╔══

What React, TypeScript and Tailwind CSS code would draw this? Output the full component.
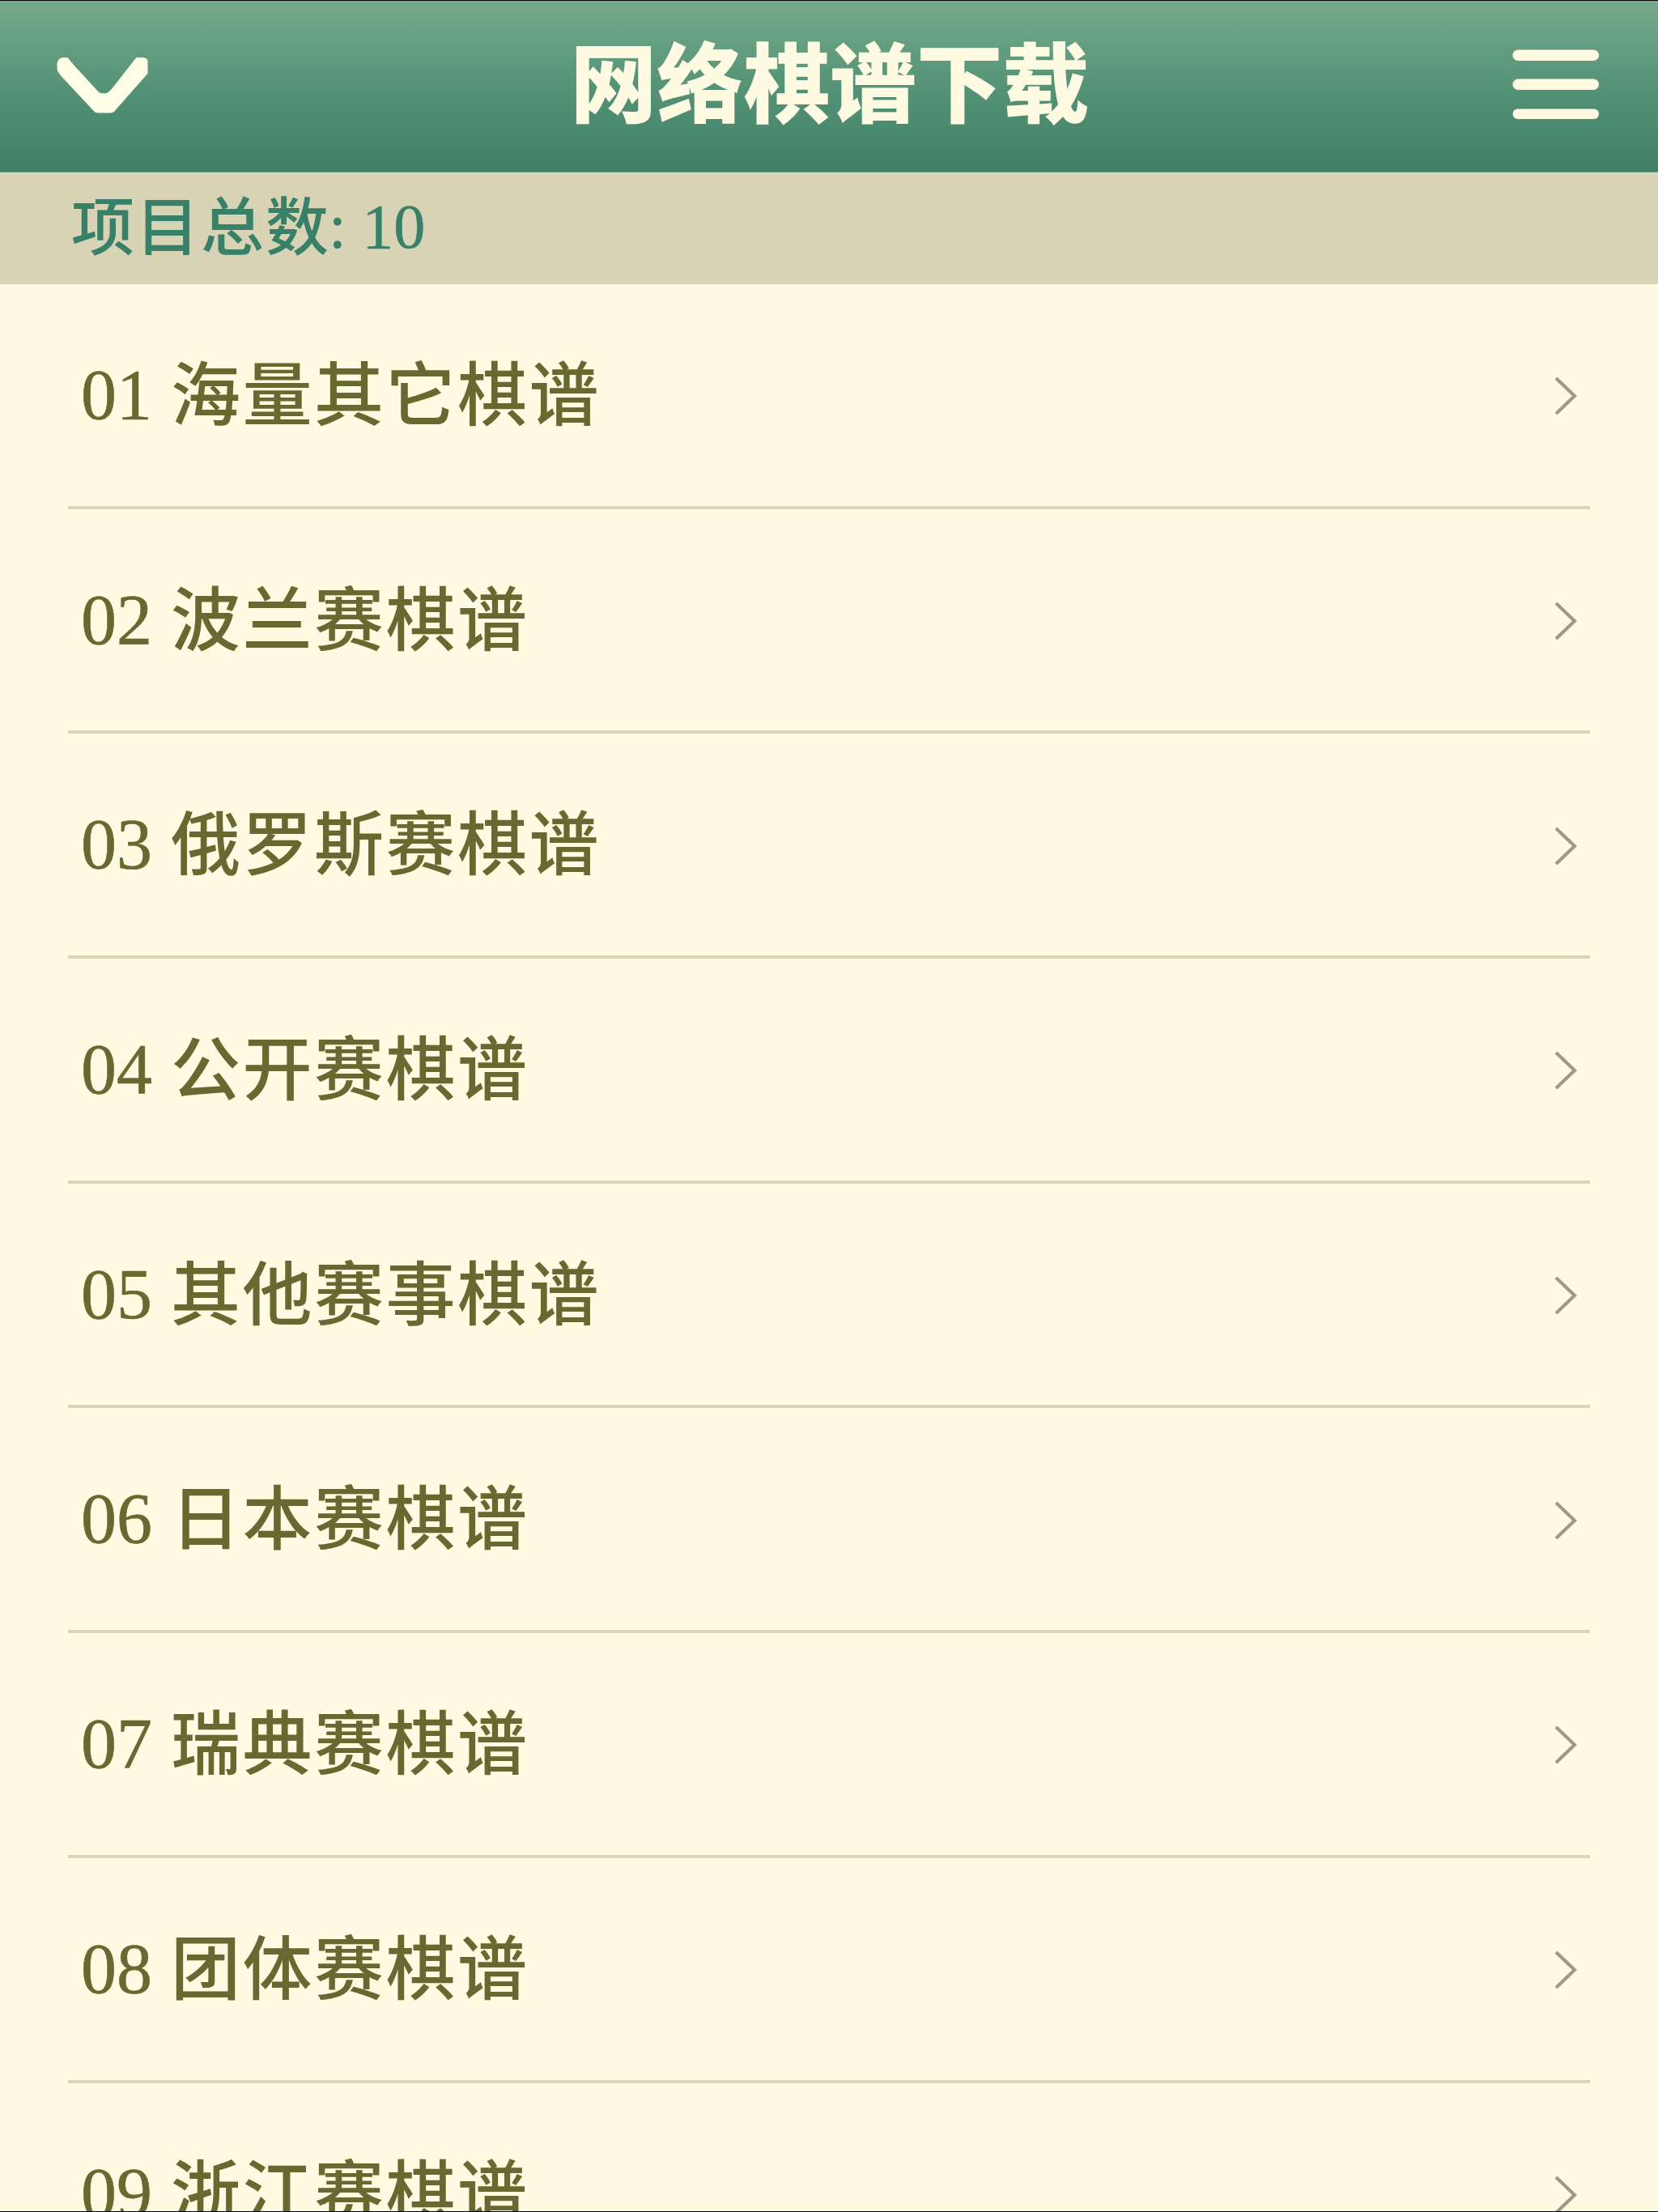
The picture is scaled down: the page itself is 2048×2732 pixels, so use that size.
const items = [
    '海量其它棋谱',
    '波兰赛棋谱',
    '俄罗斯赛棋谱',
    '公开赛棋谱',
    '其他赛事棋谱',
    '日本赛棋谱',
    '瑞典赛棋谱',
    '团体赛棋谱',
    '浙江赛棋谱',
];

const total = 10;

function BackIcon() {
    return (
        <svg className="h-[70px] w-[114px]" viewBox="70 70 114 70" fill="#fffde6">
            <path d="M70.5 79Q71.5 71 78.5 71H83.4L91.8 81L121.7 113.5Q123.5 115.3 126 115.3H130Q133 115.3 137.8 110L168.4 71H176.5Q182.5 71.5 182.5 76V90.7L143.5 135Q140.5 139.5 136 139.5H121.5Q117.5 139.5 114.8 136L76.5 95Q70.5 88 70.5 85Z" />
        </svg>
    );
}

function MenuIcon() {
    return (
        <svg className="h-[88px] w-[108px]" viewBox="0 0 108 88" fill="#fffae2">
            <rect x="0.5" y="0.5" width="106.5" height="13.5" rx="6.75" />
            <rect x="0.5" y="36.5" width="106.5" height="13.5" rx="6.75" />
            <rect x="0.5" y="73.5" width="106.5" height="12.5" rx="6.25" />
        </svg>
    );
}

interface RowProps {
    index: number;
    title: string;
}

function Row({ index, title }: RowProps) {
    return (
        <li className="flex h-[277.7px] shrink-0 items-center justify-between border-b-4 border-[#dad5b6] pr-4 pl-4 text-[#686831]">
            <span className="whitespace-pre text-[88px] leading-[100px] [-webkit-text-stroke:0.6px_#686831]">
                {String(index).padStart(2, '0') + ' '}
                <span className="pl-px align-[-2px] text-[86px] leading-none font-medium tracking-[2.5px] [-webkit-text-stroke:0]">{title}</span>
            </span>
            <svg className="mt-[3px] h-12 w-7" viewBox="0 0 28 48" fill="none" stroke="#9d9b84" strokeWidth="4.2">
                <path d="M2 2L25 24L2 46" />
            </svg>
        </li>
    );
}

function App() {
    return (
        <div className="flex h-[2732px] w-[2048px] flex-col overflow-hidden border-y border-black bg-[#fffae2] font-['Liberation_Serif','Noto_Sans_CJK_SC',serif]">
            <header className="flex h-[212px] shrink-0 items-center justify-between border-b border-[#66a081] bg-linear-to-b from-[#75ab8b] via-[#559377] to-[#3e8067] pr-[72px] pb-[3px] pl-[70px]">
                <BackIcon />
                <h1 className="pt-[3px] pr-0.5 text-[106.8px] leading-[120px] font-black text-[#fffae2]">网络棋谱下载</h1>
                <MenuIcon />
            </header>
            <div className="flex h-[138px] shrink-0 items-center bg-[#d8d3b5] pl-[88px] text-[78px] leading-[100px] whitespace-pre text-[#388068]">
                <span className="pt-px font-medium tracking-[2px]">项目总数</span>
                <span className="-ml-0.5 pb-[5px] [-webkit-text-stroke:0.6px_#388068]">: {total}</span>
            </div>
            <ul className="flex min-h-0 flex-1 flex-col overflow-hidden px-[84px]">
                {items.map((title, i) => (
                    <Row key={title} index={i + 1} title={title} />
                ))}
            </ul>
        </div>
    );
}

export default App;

╚══

REQUIRED TASK: Reproduce the material above from its first line through the line containing "const total = 10;", both ends included, and skip every picture.

EXERCISE ANSWER:
What React, TypeScript and Tailwind CSS code would draw this? Output the full component.
The picture is scaled down: the page itself is 2048×2732 pixels, so use that size.
const items = [
    '海量其它棋谱',
    '波兰赛棋谱',
    '俄罗斯赛棋谱',
    '公开赛棋谱',
    '其他赛事棋谱',
    '日本赛棋谱',
    '瑞典赛棋谱',
    '团体赛棋谱',
    '浙江赛棋谱',
];

const total = 10;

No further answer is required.